Saved entries
________

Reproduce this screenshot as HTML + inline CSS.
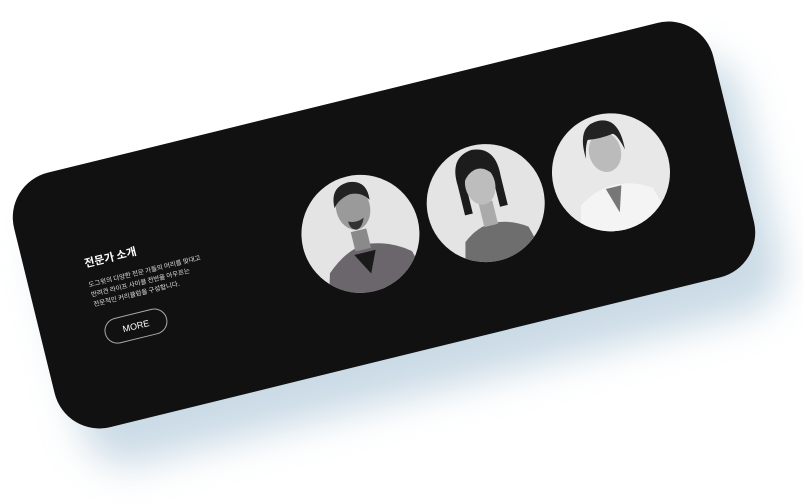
<!DOCTYPE html>
<html><head><meta charset="utf-8"><style>
html,body{margin:0;padding:0;width:803px;height:504px;background:#fff;overflow:hidden;font-family:"Liberation Sans","Noto Sans CJK KR",sans-serif}
.card{position:absolute;left:24px;top:94px;width:720px;height:262px;background:#111;border-radius:46px;transform:rotate(-13.8deg);box-shadow:18px 42px 38px rgba(140,175,200,0.45)}
.t{position:absolute;left:60px;top:89px;color:#fff;font-size:11px;font-weight:bold;font-family:"Noto Sans CJK KR",sans-serif}
.p{position:absolute;left:59px;top:113px;color:#ddd;font-size:6.5px;line-height:10px;font-family:"Noto Sans CJK KR",sans-serif;white-space:nowrap}
.btn{position:absolute;left:63px;top:157px;width:62px;height:24px;border:1px solid #aaa;border-radius:13px;color:#fff;font-size:9px;text-align:center;line-height:24px}
.c{position:absolute;top:75px;width:118px;height:130px}
</style></head><body>
<div class="card">
<div class="t">전문가 소개</div>
<div class="p">도그윗의 다양한 전문 가들의 머리를 맞대고<br>반려견 라이프 사이클 전반을 아우르는<br>전문적인 커리큘럼을 구성합니다.</div>
<div class="btn">MORE</div>

<svg class="c" style="left:276px" viewBox="0 0 118 130" overflow="visible">
<defs><clipPath id="k1"><circle cx="59" cy="59" r="59"/></clipPath></defs>
<circle cx="59" cy="59" r="59" fill="#e4e4e4"/>
<g clip-path="url(#k1)">
<path d="M10 125 L20 90 Q40 72 60 70 Q85 72 105 88 L115 125Z" fill="#6a666b"/>
<path d="M48 78 L60 100 L70 78Z" fill="#1a1a1a"/>
<rect x="50" y="55" width="16" height="20" fill="#8a8a8a"/>
</g>
<ellipse cx="58" cy="32" rx="17" ry="22" fill="#9a9a9a"/>
<path d="M40 28 Q40 6 60 6 Q78 8 76 28 Q70 18 58 18 Q46 20 40 28Z" fill="#222"/>
<path d="M50 44 Q58 48 66 44 Q62 54 56 54 Q50 52 50 44Z" fill="#333"/>
</svg>

<svg class="c" style="left:405px" viewBox="0 0 118 130" overflow="visible">
<defs><clipPath id="k2"><circle cx="59" cy="59" r="59"/></clipPath></defs>
<circle cx="59" cy="59" r="59" fill="#e4e4e4"/>
<g clip-path="url(#k2)">
<path d="M22 125 L30 92 Q45 80 60 80 Q78 80 95 92 L104 125Z" fill="#6e6e6e"/>
<rect x="52" y="58" width="14" height="24" fill="#aaa"/>
</g>
<path d="M36 36 Q34 6 58 4 Q82 6 80 36 L80 66 L72 66 L72 38 L44 38 L44 66 L36 66Z" fill="#1c1c1c"/>
<ellipse cx="58" cy="40" rx="15" ry="20" fill="#bdbdbd"/>
<path d="M43 34 Q46 16 60 16 Q72 18 74 34 Q66 22 56 24 Q48 26 43 34Z" fill="#1c1c1c"/>
</svg>

<svg class="c" style="left:534px" viewBox="0 0 118 130" overflow="visible">
<defs><clipPath id="k3"><circle cx="59" cy="59" r="59"/></clipPath></defs>
<circle cx="59" cy="59" r="59" fill="#e8e8e8"/>
<g clip-path="url(#k3)">
<path d="M12 125 L22 84 Q40 72 58 72 Q78 72 96 84 L108 125Z" fill="#f4f4f4"/>
<path d="M50 74 L58 100 L66 74Z" fill="#777"/>
</g>
<ellipse cx="58" cy="38" rx="16" ry="20" fill="#bbb"/>
<path d="M38 40 Q36 6 58 6 Q80 6 78 40 Q74 24 70 22 Q56 24 44 22 Q40 28 38 40Z" fill="#222"/>
</svg>
</div>
</body></html>
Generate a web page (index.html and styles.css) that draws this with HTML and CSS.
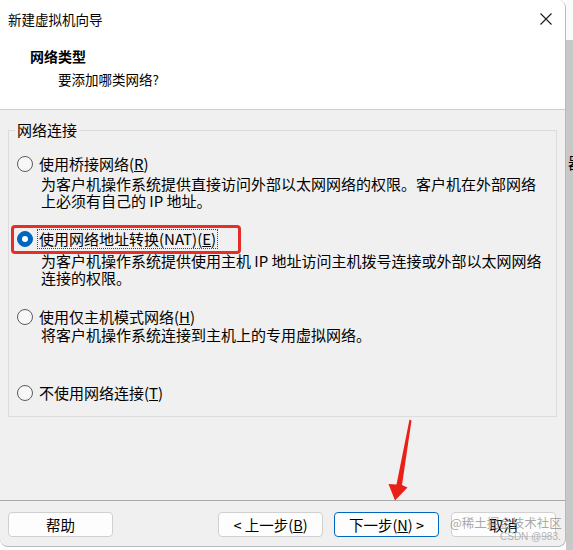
FILE: index.html
```html
<!DOCTYPE html>
<html lang="zh-CN">
<head>
 <meta charset="UTF-8">
 <meta name="viewport" content="width=device-width, initial-scale=1.0">
 <title>新建虚拟机向导</title>
 <link rel="stylesheet" href="styles.css">
</head>
<body>
 <div class="page">
  <div class="dialog">
   <div class="header">
    <div class="titlebar">
     <span class="title">新建虚拟机向导</span>
     <button class="close-button" aria-label="关闭">
      <svg width="12" height="12" viewBox="0 0 12 12"><path d="M0.5 0.5 L11.5 11.5 M11.5 0.5 L0.5 11.5" stroke="#1a1a1a" stroke-width="1.1" fill="none"/></svg>
     </button>
    </div>
    <div class="heading">网络类型</div>
    <div class="subheading">要添加哪类网络?</div>
   </div>

   <div class="content">
    <fieldset class="group">
     <legend>网络连接</legend>

     <div class="option">
      <label class="radio-row"><span class="radio"></span><span class="label">使用桥接网络(<u>R</u>)</span></label>
      <p class="desc">为客户机操作系统提供直接访问外部以太网网络的权限。客户机在外部网络<br>上必须有自己的 IP 地址。</p>
     </div>

     <div class="option option-nat">
      <label class="radio-row"><span class="radio checked"></span><span class="label focused">使用网络地址转换(NAT)(<u>E</u>)</span></label>
      <p class="desc">为客户机操作系统提供使用主机 IP 地址访问主机拨号连接或外部以太网网络<br>连接的权限。</p>
     </div>

     <div class="option option-host">
      <label class="radio-row"><span class="radio"></span><span class="label">使用仅主机模式网络(<u>H</u>)</span></label>
      <p class="desc">将客户机操作系统连接到主机上的专用虚拟网络。</p>
     </div>

     <div class="option option-none">
      <label class="radio-row"><span class="radio"></span><span class="label">不使用网络连接(<u>T</u>)</span></label>
     </div>
    </fieldset>
   </div>

   <div class="footer">
    <button class="btn">帮助</button>
    <button class="btn btn-prev">&lt; 上一步(<u>B</u>)</button>
    <button class="btn btn-next">下一步(<u>N</u>) &gt;</button>
    <button class="btn btn-cancel">取消</button>
   </div>

   <!-- 标注 -->
   <div class="highlight"></div>
   <svg class="arrow" width="40" height="90" viewBox="380 415 40 90">
    <polygon points="409.5,419.5 411.5,420.5 402,485 407.5,487.5 395,500.5 388.5,484 396.5,484.5" fill="#ea1f17"/>
   </svg>
   <div class="watermark">
    <span class="wm-main">@稀土掘金技术社区</span>
    <span class="wm-sub">CSDN @983.</span>
   </div>
  </div>
  <div class="side"><span>器</span></div>
 </div>
</body>
</html>
```

FILE: styles.css
```css
body {
 margin: 0;
 background: #ffffff;
 color: #000000;
 font-family: "Noto Sans CJK SC", "Liberation Sans", sans-serif;
}

.page {
 display: flex;
 height: 550px;
}

.dialog {
 position: relative;
 display: flex;
 flex-direction: column;
 width: 566px;
 height: 547px;
 box-sizing: border-box;
 background: #f0f0f0;
 border-right: 1px solid #b9b9b9;
 border-bottom: 1px solid #b9b9b9;
 border-radius: 0 8px 8px 8px;
 overflow: hidden;
}

.side {
 flex: 1;
 overflow: hidden;
 background: linear-gradient(#fafafa 0 40px, #c8c8c8 40px);
 padding-top: 152px;
 font-size: 16px;
 line-height: 20px;
 white-space: nowrap;
}

.side span {
 display: block;
 padding-left: 2px;
}

/* ヘッダー */
.header {
 height: 110px;
 box-sizing: border-box;
 background: #ffffff;
 border-bottom: 1px solid #cdcdcd;
}

.titlebar {
 display: flex;
 justify-content: space-between;
 align-items: center;
 height: 36px;
 padding: 2px 13px 0 8px;
 box-sizing: border-box;
}

.title {
 font-size: 13.5px;
 line-height: 20px;
}

.close-button {
 display: flex;
 padding: 0;
 border: none;
 background: none;
}

.heading {
 margin-top: 10px;
 padding-left: 30px;
 font-size: 14px;
 font-weight: bold;
 line-height: 20px;
}

.subheading {
 margin-top: 3px;
 padding-left: 58px;
 font-size: 13.5px;
 line-height: 20px;
}

/* 本体 */
.content {
 flex: 1;
 padding: 11px 8px 0 8px;
}

.group {
 margin: 0;
 padding: 15px 8px 13px 8px;
 border: 1px solid #dcdcdc;
 min-width: 0;
}

.group legend {
 margin-left: -2px;
 padding: 0 2px;
 font-size: 15px;
 line-height: 18px;
}

.option-nat {
 margin-top: 20px;
}

.option-host {
 margin-top: 21px;
}

.option-none {
 margin-top: 39px;
}

.radio-row {
 display: flex;
 align-items: center;
 gap: 4px;
 height: 20px;
 font-size: 15px;
}

.radio {
 width: 16px;
 height: 16px;
 box-sizing: border-box;
 border: 1px solid #5c5c5c;
 border-radius: 50%;
 background: #f7f7f7;
 flex-shrink: 0;
}

.radio.checked {
 position: relative;
 border-color: #0067c0;
 background: #0067c0;
}

.radio.checked::after {
 content: "";
 position: absolute;
 left: 4px;
 top: 4px;
 width: 6px;
 height: 6px;
 border-radius: 50%;
 background: #ffffff;
}

.label {
 padding: 0 1px;
 line-height: 18px;
 border: 1px dotted transparent;
 white-space: nowrap;
}

.label.focused {
 border-color: #444444;
}

.desc {
 margin: 2px 0 0 0;
 padding-left: 24px;
 font-size: 15px;
 line-height: 16.5px;
 white-space: nowrap;
}

.option-nat .desc {
 margin-top: 4px;
}

.option-host .desc {
 margin-top: 0;
}

/* フッター */
.footer {
 display: flex;
 height: 46px;
 box-sizing: border-box;
 padding: 11px 9px 0 8px;
 border-top: 1px solid #a9a9a9;
}

.btn {
 width: 105px;
 height: 25px;
 padding: 0;
 border: 1px solid #d0d0d0;
 border-radius: 4px;
 background: #fdfdfd;
 color: #000000;
 font-family: "Noto Sans CJK SC", "Liberation Sans", sans-serif;
 font-size: 14.5px;
 line-height: 22px;
}

.btn-prev {
 margin-left: auto;
}

.btn-next {
 margin-left: 11px;
 border-color: #0067c0;
}

.btn-cancel {
 margin-left: 12px;
}

/* 注釈 */
.highlight {
 position: absolute;
 left: 11px;
 top: 225px;
 width: 230px;
 height: 29px;
 box-sizing: border-box;
 border: 3px solid #e62e28;
 border-radius: 4px;
}

.arrow {
 position: absolute;
 left: 380px;
 top: 415px;
}

.watermark {
 position: absolute;
 left: 450px;
 top: 517px;
 display: flex;
 flex-direction: column;
 line-height: 1;
 color: rgba(130, 130, 130, 0.7);
 pointer-events: none;
}

.wm-main {
 font-size: 12.5px;
}

.wm-sub {
 margin-top: 2px;
 padding-left: 50px;
 font-size: 10px;
 font-family: "Liberation Sans", sans-serif;
 color: rgba(160, 160, 160, 0.8);
}
```
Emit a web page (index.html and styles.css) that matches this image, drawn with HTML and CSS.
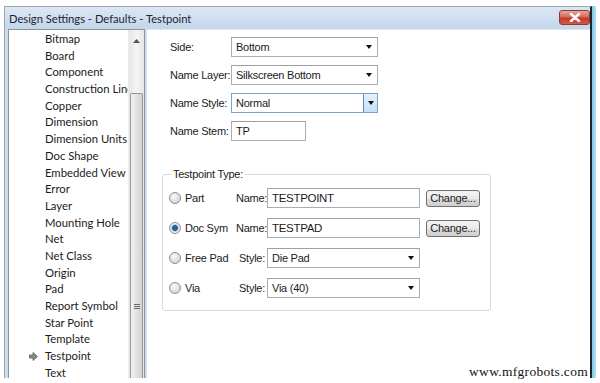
FILE: index.html
```html
<!DOCTYPE html>
<html>
<head>
<meta charset="utf-8">
<link rel="stylesheet" href="styles.css">
</head>
<body>
<div class="screen">
  <div class="frame">
    <div class="window">
      <div class="titlebar">
        <span class="title">Design Settings - Defaults - Testpoint</span>
        <div class="close">
          <svg width="12" height="9" viewBox="0 0 12 9"><path d="M2 1 L10 8 M10 1 L2 8" stroke="#fff" stroke-width="2.4" stroke-linecap="round"/></svg>
        </div>
      </div>
      <div class="body">
        <div class="listbox">
          <ul class="items">
            <li>Bitmap</li>
            <li>Board</li>
            <li>Component</li>
            <li>Construction Line</li>
            <li>Copper</li>
            <li>Dimension</li>
            <li>Dimension Units</li>
            <li>Doc Shape</li>
            <li>Embedded View</li>
            <li>Error</li>
            <li>Layer</li>
            <li>Mounting Hole</li>
            <li>Net</li>
            <li>Net Class</li>
            <li>Origin</li>
            <li>Pad</li>
            <li>Report Symbol</li>
            <li>Star Point</li>
            <li>Template</li>
            <li class="current"><svg class="marker" width="9" height="9" viewBox="0 0 9 9"><path d="M0.5 3 H4 V0.5 L8.5 4.5 L4 8.5 V6 H0.5 Z" fill="#8a8a8a" stroke="#5a5a5a" stroke-width="0.8"/></svg>Testpoint</li>
            <li>Text</li>
          </ul>
          <div class="scrollbar">
            <div class="arrow-up"><svg width="7" height="4" viewBox="0 0 7 4"><path d="M0 4 L3.5 0 L7 4 Z" fill="#555"/></svg></div>
            <div class="track"></div>
            <div class="thumb"><div class="grip"><span></span><span></span><span></span></div></div>
          </div>
        </div>
        <div class="panel">
          <div class="form">
            <div class="row"><span class="lbl">Side:</span><div class="combo w147"><span>Bottom</span><i class="tri"></i></div></div>
            <div class="row"><span class="lbl">Name Layer:</span><div class="combo w147"><span>Silkscreen Bottom</span><i class="tri"></i></div></div>
            <div class="row"><span class="lbl">Name Style:</span><div class="combo w147 focus"><span>Normal</span><div class="dropbtn"><i class="tri"></i></div></div></div>
            <div class="row"><span class="lbl">Name Stem:</span><div class="text w75"><span>TP</span></div></div>
          </div>
          <fieldset class="group">
            <legend>Testpoint Type:</legend>
            <div class="grow"><i class="radio"></i><span class="rl">Part</span><span class="gl">Name:</span><div class="text w153"><span class="big">TESTPOINT</span></div><div class="btn">Change...</div></div>
            <div class="grow"><i class="radio on"></i><span class="rl">Doc Sym</span><span class="gl">Name:</span><div class="text w153"><span class="big">TESTPAD</span></div><div class="btn">Change...</div></div>
            <div class="grow"><i class="radio"></i><span class="rl">Free Pad</span><span class="gl">Style:</span><div class="combo w153"><span>Die Pad</span><i class="tri"></i></div></div>
            <div class="grow"><i class="radio"></i><span class="rl">Via</span><span class="gl">Style:</span><div class="combo w153"><span>Via (40)</span><i class="tri"></i></div></div>
          </fieldset>
        </div>
      </div>
    </div>
    <div class="edge"></div>
  </div>
  <div class="watermark">www.mfgrobots.com</div>
</div>
</body>
</html>
```
FILE: styles.css
```css
html, body { margin: 0; padding: 0; background: #fff; }
.screen { position: relative; width: 600px; height: 383px; overflow: hidden; }
.frame { display: flex; margin: 6px 0 0 4px; height: 372px; }
.window {
  width: 588px; height: 372px;
  border: 1px solid #9aa6b4; border-right: 2px solid #1c2630; border-bottom: none;
  background: #cfdcec; display: flex; flex-direction: column; box-sizing: border-box;
}
.edge { width: 4px; background: linear-gradient(to right, #7fc6e8, #b8e2f4); }
.titlebar {
  height: 22px; flex: none; display: flex; align-items: center; justify-content: space-between;
  background: linear-gradient(#dce7f4, #c4d6ec);
  padding: 0 0 0 4px;
}
.title { font-family: Lato, "Noto Sans", sans-serif; font-size: 11.2px; color: #1e2430; }
.close {
  width: 31px; height: 15px; border-radius: 3px; border: 1px solid #8c3b33;
  background: linear-gradient(#e8a79d 0%, #d66c5c 45%, #c0392a 55%, #d25a45 100%);
  display: flex; align-items: center; justify-content: center; box-sizing: border-box;
  margin-top: -2px;
}
.body { flex: 1; display: flex; padding: 0 0 0 3px; min-height: 0; }
.listbox {
  width: 137px; flex: none; background: #fff; border: 1px solid #8c939c; border-bottom: none;
  display: flex; box-sizing: border-box;
}
.items {
  list-style: none; margin: 0; padding: 1px 0 0 0; flex: 1; overflow: hidden;
  font-family: Lato, "Noto Sans", sans-serif; font-size: 11.3px; color: #1b1b1b;
}
.items li { height: 16.7px; line-height: 16.7px; padding-left: 36px; white-space: nowrap; position: relative; }
.marker { position: absolute; left: 20px; top: 4px; }
.scrollbar {
  width: 15px; flex: none; display: flex; flex-direction: column;
  background: linear-gradient(to right, #e6e6e6, #f4f4f4 50%, #e6e6e6);
  border-left: 1px solid #ececec;
}
.arrow-up { height: 21px; display: flex; align-items: center; justify-content: center; }
.track { height: 42px; }
.thumb {
  flex: 1; margin: 0 1px; border: 1px solid #979797; border-bottom: none; border-radius: 2px 2px 0 0;
  background: linear-gradient(to right, #f2f2f2, #e2e2e2 50%, #d2d2d2);
  position: relative;
}
.grip { position: absolute; left: 3px; top: 210px; display: flex; flex-direction: column; gap: 1px; }
.grip span { display: block; width: 6px; height: 1px; background: #6a6a6a; }
.panel {
  flex: 1; background: #fff; margin-left: 2px; border-top: 1px solid #dfe5ec;
  font-family: "Liberation Sans", Arial, sans-serif; font-size: 11px; letter-spacing: -0.25px; color: #1c1c1c;
  padding: 7px 0 0 15px;
}
.form { display: flex; flex-direction: column; gap: 8px; padding-left: 8px; }
.row { display: flex; align-items: center; height: 20px; white-space: nowrap; }
.lbl { width: 61px; flex: none; }
.combo, .text {
  height: 20px; box-sizing: border-box; border: 1px solid #abadb3; border-top-color: #9aa0a8;
  background: #fff; display: flex; align-items: center; justify-content: space-between; padding-left: 4px;
  flex: none;
}
.combo .tri { margin-right: 5px; }
.tri { display: block; width: 0; height: 0; border-left: 3.5px solid transparent; border-right: 3.5px solid transparent; border-top: 4px solid #111; }
.w147 { width: 147px; }
.w75 { width: 75px; }
.w153 { width: 153px; }
.focus { border-color: #7da2ce; }
.dropbtn {
  width: 14px; height: 18px; box-sizing: border-box; border-left: 1px solid #5f8ec2;
  background: linear-gradient(#e5f1fb, #c4e0f6); display: flex; align-items: center; justify-content: center;
}
.dropbtn .tri { margin: 0; }
.group {
  margin: 27px 0 0 0; width: 329px; box-sizing: border-box; border: 1px solid #d5dadf; border-radius: 3px;
  padding: 8px 0 12px 6px; display: flex; flex-direction: column; gap: 10px;
}
.group legend { padding: 0 2px; margin-left: 2px; font-size: 11px; }
.grow { display: flex; align-items: center; height: 20px; white-space: nowrap; }
.radio {
  width: 12px; height: 12px; border-radius: 50%; box-sizing: border-box; border: 1px solid #8e8f8f;
  background: radial-gradient(circle at 40% 35%, #fafafa, #d8d8d8 70%, #c4c4c4);
  flex: none;
}
.radio.on { background: radial-gradient(circle, #2c6aa8 0, #1d5a96 2.5px, #a9c6e0 3.2px, #f4f4f4 4.5px, #dcdcdc 6px); }
.rl { width: 51px; margin-left: 4px; flex: none; }
.gl { width: 29px; text-align: right; margin-right: 2px; flex: none; }
.big { font-size: 11.5px; letter-spacing: -0.3px; }
.btn {
  margin-left: 6px; width: 54px; height: 17px; box-sizing: border-box; border: 1px solid #707070; border-radius: 3px;
  background: linear-gradient(#f3f3f3, #ebebeb 50%, #dddddd 51%, #cfcfcf);
  display: flex; align-items: center; justify-content: center; font-size: 11px; flex: none;
}
.watermark {
  position: absolute; right: 10px; bottom: 3px; font-family: "Liberation Serif", serif; font-size: 13.5px;
  color: #111; background: #fff; padding: 0 2px; letter-spacing: 0.3px;
}
```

________

> _Exercise brief_
Return every line in the listing that contains the word "with".

> _Result for this exercise_
Generate a web page (index.html and styles.css) that draws this with HTML and CSS.
Emit a web page (index.html and styles.css) that matches this image, drawn with HTML and CSS.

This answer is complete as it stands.